A yet further object of the present invention is to provide a cordless reversible electric corkscrew having an auger guide that travels along the auger shaft and is maintained distally relative the motor housing by an auger guide return spring.
Still another object of the present invention is to provide a cordless reversible electric corkscrew wherein the rotational penetration of the auger into the cork causes the auger guide to travel along the auger shaft thereby compressing the auger guide return spring until the auger guide makes contact with the extraction rods which activate a switch that stops the axial rotation of the auger shaft and initiates the longitudinal extension of the extraction rods.
Yet still another object of the present invention is to provide a cordless reversible electric corkscrew wherein the extension of the extraction rods exert a bias against the bottle via the auger guide during its distal longitudinal travel thereby retracting the auger and the impaled cork from the bottle and into a recess in the auger guide.
One other object of the present invention is to provide a cordless reversible electric corkscrew wherein the user could manually retract the auger guide to expose the impaled cork and hold it in his hand while activating the power button in the reverse mode to easily remove the cork from the auger.
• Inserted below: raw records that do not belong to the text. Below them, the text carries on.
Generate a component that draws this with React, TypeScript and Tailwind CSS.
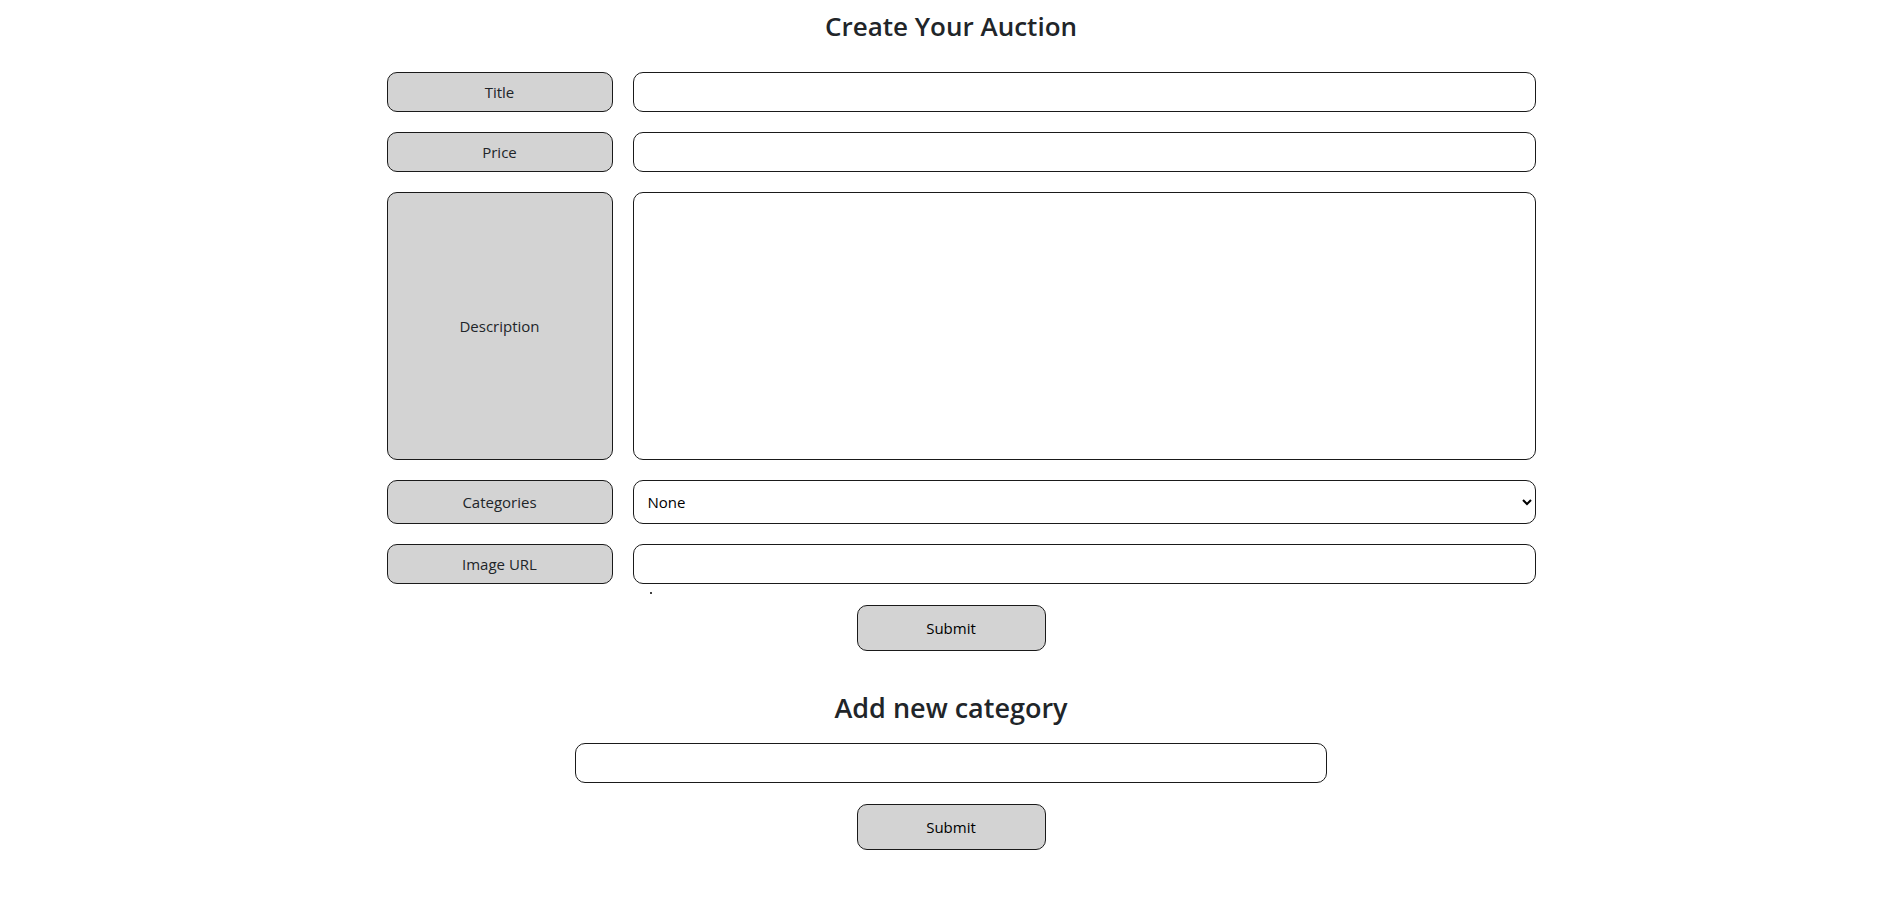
import { useState } from 'react';

const labelCls =
  'flex items-center justify-center rounded-[10px] border border-[#1a1a1a] bg-[#d3d3d3] text-[15px] text-[#212529]';
const fieldCls =
  'w-full rounded-[10px] border border-[#1a1a1a] bg-white px-[12px] text-[15px] text-black outline-none';
const btnCls =
  'w-[189px] h-[46px] rounded-[10px] border border-[#1a1a1a] bg-[#d3d3d3] text-[15px] text-black';

const App = () => {
  const [title, setTitle] = useState('');
  const [price, setPrice] = useState('');
  const [description, setDescription] = useState('');
  const [category, setCategory] = useState('None');
  const [imageUrl, setImageUrl] = useState('');
  const [newCategory, setNewCategory] = useState('');

  return (
    <div className="min-h-screen bg-white font-['Open_Sans',sans-serif] text-[#212529]">
      {/* Auction form */}
      <h1 className="pt-[8px] text-center text-[26px] leading-[36px] font-semibold">Create Your Auction</h1>

      <div className="mx-auto mt-[28px] w-[1169px] pl-[20px]">
        <div className="grid grid-cols-[226px_1fr] gap-[20px]">
          <div className={`${labelCls} h-[40px]`}>Title</div>
          <input value={title} onChange={(e) => setTitle(e.target.value)} className={`${fieldCls} h-[40px]`} />

          <div className={`${labelCls} h-[40px]`}>Price</div>
          <input value={price} onChange={(e) => setPrice(e.target.value)} className={`${fieldCls} h-[40px]`} />

          <div className={`${labelCls} h-[268px]`}>Description</div>
          <textarea
            value={description}
            onChange={(e) => setDescription(e.target.value)}
            className={`${fieldCls} h-[268px] resize-none py-[8px]`}
          />

          <div className={`${labelCls} h-[44px]`}>Categories</div>
          <select
            value={category}
            onChange={(e) => setCategory(e.target.value)}
            className={`${fieldCls} h-[44px] pl-[10px] pr-[4px]`}
          >
            <option>None</option>
          </select>

          <div className={`${labelCls} h-[40px]`}>Image URL</div>
          <input value={imageUrl} onChange={(e) => setImageUrl(e.target.value)} className={`${fieldCls} h-[40px]`} />
        </div>

        <div className="ml-[263px] mt-[8px] h-[2px] w-[2px] rounded-full bg-black" />
      </div>

      <div className="mt-[11px] flex justify-center">
        <button className={btnCls}>Submit</button>
      </div>

      {/* New category */}
      <h2 className="mt-[39px] text-center text-[27px] leading-[36px] font-semibold">Add new category</h2>

      <div className="mt-[17px] flex justify-center">
        <input
          value={newCategory}
          onChange={(e) => setNewCategory(e.target.value)}
          className="h-[40px] w-[752px] rounded-[10px] border border-[#1a1a1a] bg-white px-[12px] text-[15px] outline-none"
        />
      </div>

      <div className="mt-[21px] flex justify-center">
        <button className={btnCls}>Submit</button>
      </div>
    </div>
  );
};

export default App;
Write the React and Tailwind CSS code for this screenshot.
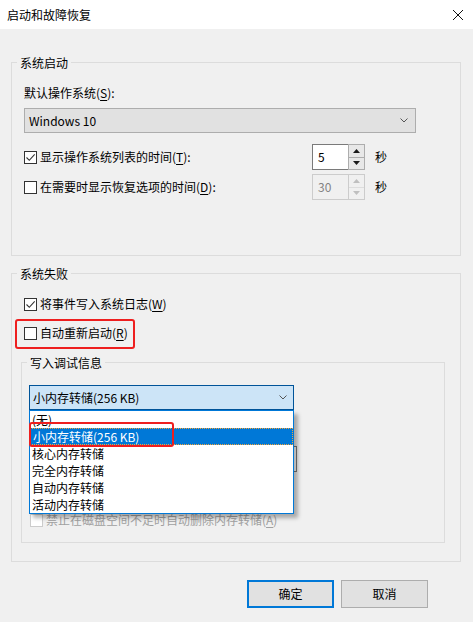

One more object of the present invention is to provide a cordless reversible electric corkscrew that is simple and easy to use.
A further object of the present invention is to provide a cordless reversible electric corkscrew that is economical in cost to manufacture.
Further objects of the present invention will appear as the description proceeds.
To the accomplishments of the above and related objects, this invention may be embodied in the form illustrated in the accompanying drawings, attention being called to the fact, however, that the drawings are illustrative only, and that changes may be made in the specific construction illustrated and described in the appended claims.